■ **TASK OBJECTIVE**: Search the data for the word "that" and copy every line where it occurs.

==== DATASET CONTENT

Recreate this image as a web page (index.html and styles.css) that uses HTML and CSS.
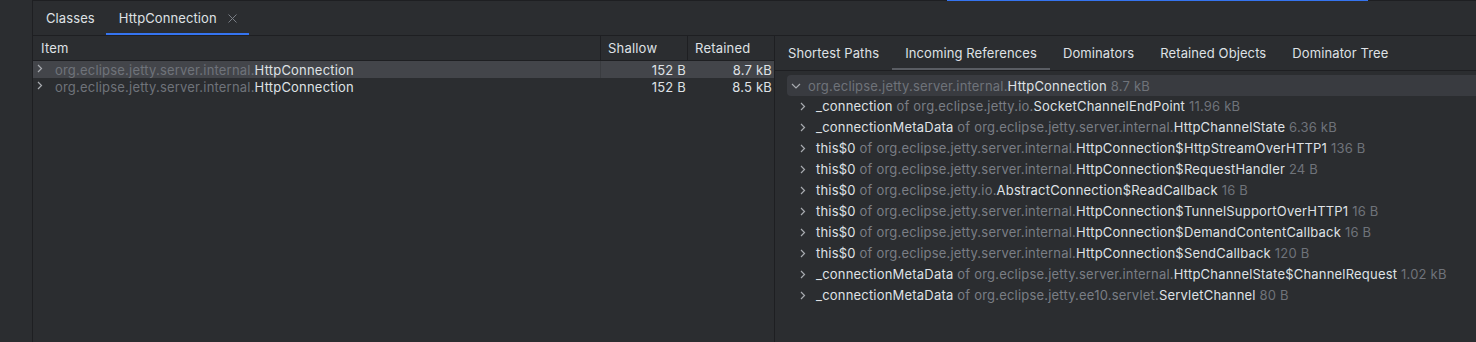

========
==== DATASET CONTENT

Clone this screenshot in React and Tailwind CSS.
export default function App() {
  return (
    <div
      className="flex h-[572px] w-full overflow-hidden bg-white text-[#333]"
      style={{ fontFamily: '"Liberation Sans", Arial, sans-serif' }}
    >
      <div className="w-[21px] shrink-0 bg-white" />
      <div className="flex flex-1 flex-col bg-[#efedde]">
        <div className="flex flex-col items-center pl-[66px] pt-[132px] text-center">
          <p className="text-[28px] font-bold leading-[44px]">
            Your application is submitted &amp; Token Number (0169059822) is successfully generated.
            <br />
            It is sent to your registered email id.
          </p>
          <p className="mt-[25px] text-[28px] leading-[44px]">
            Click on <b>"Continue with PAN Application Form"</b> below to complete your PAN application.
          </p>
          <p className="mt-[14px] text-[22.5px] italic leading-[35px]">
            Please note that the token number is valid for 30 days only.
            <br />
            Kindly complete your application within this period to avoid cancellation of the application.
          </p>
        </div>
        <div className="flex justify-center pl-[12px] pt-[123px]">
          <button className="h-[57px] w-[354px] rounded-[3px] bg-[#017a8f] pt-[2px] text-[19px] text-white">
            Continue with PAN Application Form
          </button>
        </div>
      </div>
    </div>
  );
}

========

■ **ANSWER TO THIS EXERCISE**:
Recreate this image as a web page (index.html and styles.css) that uses HTML and CSS.
            Please note that the token number is valid for 30 days only.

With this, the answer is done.